En somme, la rentrée scolaire agit comme un miroir grossissant de notre époque : une époque marquée par la précarité ordinaire, la montée des inégalités décrite par Thomas Piketty (8) et la désagrégation progressive des protections collectives. Elle rappelle que l’éducation n’est pas seulement une affaire privée, mais un enjeu éminemment politique et social. Comme le souligne Amartya Sen, l’éducation est une condition essentielle de liberté et de justice (9). Or, derrière chaque cartable allégé par les renoncements, c’est tout un modèle de société qui se fragilise.

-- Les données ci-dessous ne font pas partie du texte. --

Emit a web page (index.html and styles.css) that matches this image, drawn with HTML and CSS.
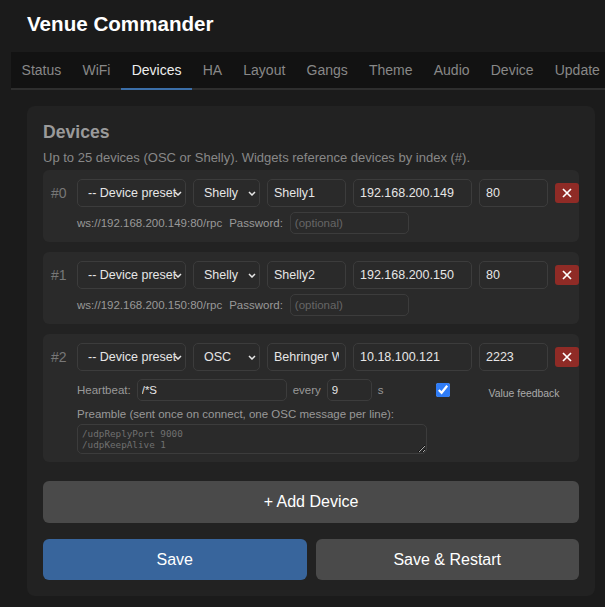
FILE: index.html
```html
<!DOCTYPE html>
<html>
<head>
    <title>Venue Commander</title>
    <link rel="stylesheet" href="styles.css">
</head>
<body>
    <h1 class="app-title">Venue Commander</h1>

    <nav class="tabs">
        <a class="tab">Status</a>
        <a class="tab">WiFi</a>
        <a class="tab active">Devices</a>
        <a class="tab">HA</a>
        <a class="tab">Layout</a>
        <a class="tab">Gangs</a>
        <a class="tab">Theme</a>
        <a class="tab">Audio</a>
        <a class="tab">Device</a>
        <a class="tab">Update</a>
    </nav>

    <div class="panel">
        <h2>Devices</h2>
        <p class="hint">Up to 25 devices (OSC or Shelly). Widgets reference devices by index (#).</p>

        <!-- device 0 -->
        <div class="device">
            <div class="device-main">
                <span class="idx">#0</span>
                <div class="select-wrap preset">
                    <select><option>-- Device preset --</option></select>
                    <svg class="chevron" width="8" height="5" viewBox="0 0 8 5"><polyline points="1,1 4,4 7,1"/></svg>
                </div>
                <div class="select-wrap kind">
                    <select><option>Shelly</option><option>OSC</option></select>
                    <svg class="chevron" width="8" height="5" viewBox="0 0 8 5"><polyline points="1,1 4,4 7,1"/></svg>
                </div>
                <input class="field name" value="Shelly1">
                <input class="field host" value="192.168.200.149">
                <input class="field port" value="80">
                <button class="del"><svg width="10" height="10" viewBox="0 0 10 10"><path d="M1 1L9 9M9 1L1 9"/></svg></button>
            </div>
            <div class="device-sub">
                <span class="note">ws://192.168.200.149:80/rpc</span>
                <span class="note">Password:</span>
                <input class="field small pass" placeholder="(optional)">
            </div>
        </div>

        <!-- device 1 -->
        <div class="device">
            <div class="device-main">
                <span class="idx">#1</span>
                <div class="select-wrap preset">
                    <select><option>-- Device preset --</option></select>
                    <svg class="chevron" width="8" height="5" viewBox="0 0 8 5"><polyline points="1,1 4,4 7,1"/></svg>
                </div>
                <div class="select-wrap kind">
                    <select><option>Shelly</option><option>OSC</option></select>
                    <svg class="chevron" width="8" height="5" viewBox="0 0 8 5"><polyline points="1,1 4,4 7,1"/></svg>
                </div>
                <input class="field name" value="Shelly2">
                <input class="field host" value="192.168.200.150">
                <input class="field port" value="80">
                <button class="del"><svg width="10" height="10" viewBox="0 0 10 10"><path d="M1 1L9 9M9 1L1 9"/></svg></button>
            </div>
            <div class="device-sub">
                <span class="note">ws://192.168.200.150:80/rpc</span>
                <span class="note">Password:</span>
                <input class="field small pass" placeholder="(optional)">
            </div>
        </div>

        <!-- device 2 -->
        <div class="device">
            <div class="device-main">
                <span class="idx">#2</span>
                <div class="select-wrap preset">
                    <select><option>-- Device preset --</option></select>
                    <svg class="chevron" width="8" height="5" viewBox="0 0 8 5"><polyline points="1,1 4,4 7,1"/></svg>
                </div>
                <div class="select-wrap kind">
                    <select><option>OSC</option><option>Shelly</option></select>
                    <svg class="chevron" width="8" height="5" viewBox="0 0 8 5"><polyline points="1,1 4,4 7,1"/></svg>
                </div>
                <input class="field name" value="Behringer Wing">
                <input class="field host" value="10.18.100.121">
                <input class="field port" value="2223">
                <button class="del"><svg width="10" height="10" viewBox="0 0 10 10"><path d="M1 1L9 9M9 1L1 9"/></svg></button>
            </div>
            <div class="device-sub heartbeat">
                <span class="note">Heartbeat:</span>
                <input class="field small hb-msg" value="/*S">
                <span class="note">every</span>
                <input class="field small hb-secs" value="9">
                <span class="note">s</span>
                <input type="checkbox" class="feedback" checked>
                <span class="fb-label">Value feedback</span>
            </div>
            <div class="preamble">
                <div class="note">Preamble (sent once on connect, one OSC message per line):</div>
                <textarea placeholder="/udpReplyPort 9000&#10;/udpKeepAlive 1"></textarea>
            </div>
        </div>

        <button class="btn add-btn">+ Add Device</button>

        <div class="actions">
            <button class="btn primary">Save</button>
            <button class="btn">Save &amp; Restart</button>
        </div>
    </div>
</body>
</html>
```

FILE: styles.css
```css
body {
    margin: 0;
    background-color: #1b1b1b;
    font-family: "Liberation Sans", Arial, sans-serif;
    color: #ddd;
    overflow: hidden;
}
.app-title {
    margin: 0;
    padding: 12px 0 16px 27px;
    font-size: 20.6px;
    line-height: 24px;
    color: #fff;
}

/* tab strip */
.tabs {
    display: flex;
    margin-left: 11px;
    background-color: #121212;
    border-bottom: 2px solid #2e2e2e;
}
.tab {
    flex-shrink: 0;
    padding: 0 10.6px;
    font-size: 14px;
    line-height: 36px;
    color: #888;
    border-bottom: 2px solid transparent;
    margin-bottom: -2px;
}
.tab.active {
    color: #eee;
    border-bottom-color: #3b6ea8;
}

.panel {
    margin: 16px 10px 0 27px;
    padding: 16px;
    background-color: #222;
    border-radius: 8px;
}
.panel h2 {
    margin: 0;
    font-size: 17.6px;
    line-height: 20px;
    color: #9a9a9a;
}
.hint {
    margin: 8px 0 4px;
    font-size: 13px;
    line-height: 16px;
    color: #888;
}

/* one device row */
.device {
    background-color: #2a2a2a;
    border-radius: 6px;
    padding: 9px 8px 8px;
    margin-bottom: 10px;
}
.device-main {
    display: flex;
    align-items: center;
    gap: 7px;
    height: 28px;
}
.device-main > * {
    flex-shrink: 0;
}
.idx {
    width: 19px;
    font-size: 14px;
    color: #777;
}
.select-wrap {
    position: relative;
    height: 28px;
}
.select-wrap select {
    appearance: none;
    box-sizing: border-box;
    width: 100%;
    height: 28px;
    padding: 0 7px 0 10px;
    background: transparent;
    border: 1px solid #3c3c3c;
    border-radius: 5px;
    color: #e6e6e6;
    font-family: "Liberation Sans", Arial, sans-serif;
    font-size: 12.5px;
    outline: none;
}
.chevron {
    position: absolute;
    right: 4px;
    top: 12px;
    fill: none;
    stroke: #e6e6e6;
    stroke-width: 1.5;
}
.preset { width: 109px; }
.kind { width: 67px; }

.field {
    box-sizing: border-box;
    height: 28px;
    padding: 0 6px;
    background: transparent;
    border: 1px solid #3c3c3c;
    border-radius: 5px;
    color: #e6e6e6;
    font-family: "Liberation Sans", Arial, sans-serif;
    font-size: 12.5px;
    outline: none;
}
.field.small {
    height: 22px;
    font-size: 11.5px;
    padding: 0 4px;
}
.field::placeholder {
    color: #666;
}
.name { width: 79px; }
.host { width: 119px; }
.port { width: 69px; }
.pass { width: 119px; }

.del {
    width: 24px;
    height: 20px;
    padding: 0;
    border: none;
    border-radius: 3px;
    background-color: #8f2b26;
    display: flex;
    align-items: center;
    justify-content: center;
}
.del svg {
    stroke: #fff;
    stroke-width: 1.7;
}

.device-sub {
    display: flex;
    align-items: center;
    gap: 7px;
    height: 22px;
    margin-top: 5px;
    padding-left: 26px;
}
.note {
    font-size: 11.5px;
    line-height: 14px;
    color: #999;
}
.heartbeat {
    gap: 6px;
    margin-top: 8px;
}
.hb-msg { width: 150px; }
.hb-secs { width: 45px; }
.feedback {
    width: 14px;
    height: 14px;
    margin: 0 0 0 46px;
    accent-color: #2f7cf6;
}
.fb-label {
    margin: 6px 0 0 33px;
    font-size: 10.4px;
    color: #aaa;
}
.preamble {
    padding-left: 26px;
    margin-top: 6px;
}
.preamble textarea {
    display: block;
    box-sizing: border-box;
    width: 350px;
    height: 30px;
    margin-top: 3px;
    padding: 3px 4px;
    background: transparent;
    border: 1px solid #3c3c3c;
    border-radius: 5px;
    color: #ddd;
    font-family: "DejaVu Sans Mono", monospace;
    font-size: 9.3px;
    line-height: 11px;
    outline: none;
}
.preamble textarea::placeholder {
    color: #707070;
}

/* buttons */
.btn {
    height: 41px;
    border: none;
    border-radius: 6px;
    background-color: #4a4a4a;
    color: #fff;
    font-family: "Liberation Sans", Arial, sans-serif;
    font-size: 16px;
}
.add-btn {
    display: block;
    width: 100%;
    height: 42px;
    margin-top: 19px;
}
.actions {
    display: flex;
    gap: 9px;
    margin-top: 16px;
}
.actions .btn {
    flex: 1;
}
.btn.primary {
    background-color: #38659c;
}
```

Si nous acceptons que l’éducation devienne un luxe, alors nous consentons à un avenir où l’injustice se transmettra de génération en génération.
(1) Yomoni est le leader français de la gestion d’épargne en ligne. Depuis 2015, ils démocratisent l’investissement avec une approche claire, pilotée, sans frais d’entrée et centrée sur les objectifs à long terme des épargnants. Ils ont actuellement 70 000 clients et un encours de 1,7 milliard d’euros.
(2) Bourdieu, P. & Passeron, J.-C. (1970). La Reproduction. Éléments pour une théorie du système d’enseignement. Paris : Éditions de Minuit.
(3) Castel, R. (1995). Les Métamorphoses de la question sociale. Paris : Fayard.
(4) Boudon, R. (1973). L’inégalité des chances. Paris : Armand Colin.
(5) Bauman, Z. (2006). La vie liquide. Paris : Fayard.
(6) de Singly, F. (2010). Sociologie de la famille contemporaine. Paris : Armand Colin.
(7) Beck, U. (1986). La société du risque. Paris : Aubier (éd. française 2001).
(8) Piketty, T. (2013). Le Capital au XXIe siècle. Paris : Seuil.
(9) Sen, A. (1999). Development as Freedom. New York : Knopf (trad. française Un nouveau modèle économique. Développement, justice, liberté, Odile Jacob, 2000).
*Méthodologie de l’étude : Enquête réalisée auprès d’un échantillon représentatif de 1 601 familles résidant en France. Sondage effectué en ligne en août 2025 à partir du panel de répondants BuzzPress (27 500 personnes en France sondées électroniquement par email et sur les réseaux sociaux Facebook et LinkedIn). Réponses compilées et pondérées en fonction de quotas préétablis visant à assurer la représentativité de l’échantillon et afin d’obtenir une représentativité de la population visée. Toutes les pondérations s’appuient sur des données administratives et sur les données collectées par l’INSEE.